Place in Canadian Literature

by Deborah Keahey

tagged: canadian, regional studies
Description

Traditional approaches to Prairie literature have focussed on the significance of "the land" in attempts to make a place into a home. The emphasis on the importance of landscape as a defining feature ignores the important roles played by other influences brought to the land such as history, culture, gender, ethnicity, religion, community, family, and occupation. Deborah Keahey considers over 70 years of Canadian Prairie literature, including poetry, autobiography, drama, and fiction. The 17 writers range from the well-established, like Martha Ostenso and Robert Kroetsch, to newer writers, like Ian Ross and Kelly Rebar. Through their works, she asks whether the Prairies are a physical or a political creation, whether "home" is made by what you bring with you, or what you find when you arrive, and she incorporates the influences and effects far beyond landscape to understand what guides the "home-making" process of both the writers and their creations. Her study acknowledges that "home" is a complicated concept, and making a place into a home place is a complicated process.

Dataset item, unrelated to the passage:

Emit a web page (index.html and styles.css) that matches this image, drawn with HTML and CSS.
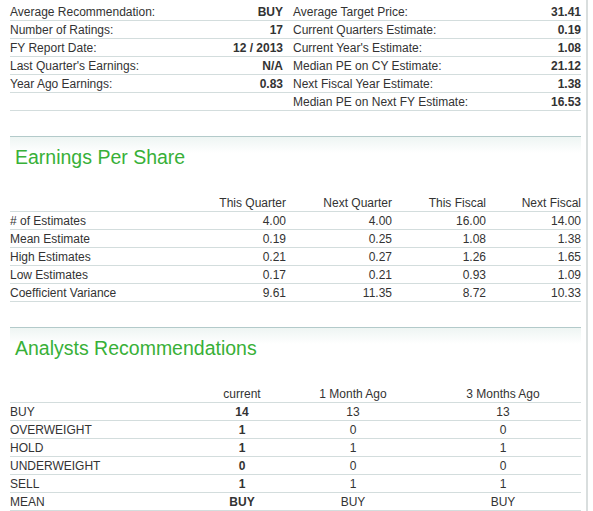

Informed by current linguistic, feminist, postcolonial, and cultural theory, Keahey explores these concepts in depth and redefines our understanding of place, home, and the relationship between them.

About the Author
Deborah Keahey is the author of Making It Home: Place in Canadian Literature and waking blood: poems. She currently teaches online English courses for the University of Winnipeg.
Editorial Review

"An engaging, well-written, and provocative study of prairie literature. [Keahey's] originality lies in her choice of texts, in her grouping of those texts in unexpected and yet illuminating ways, in her exploration of the many implications of the home place. She shows that reading and writing shape and are shaped by place, and she introduces considerable subtlety into the ways place might be imagined in reading and writing."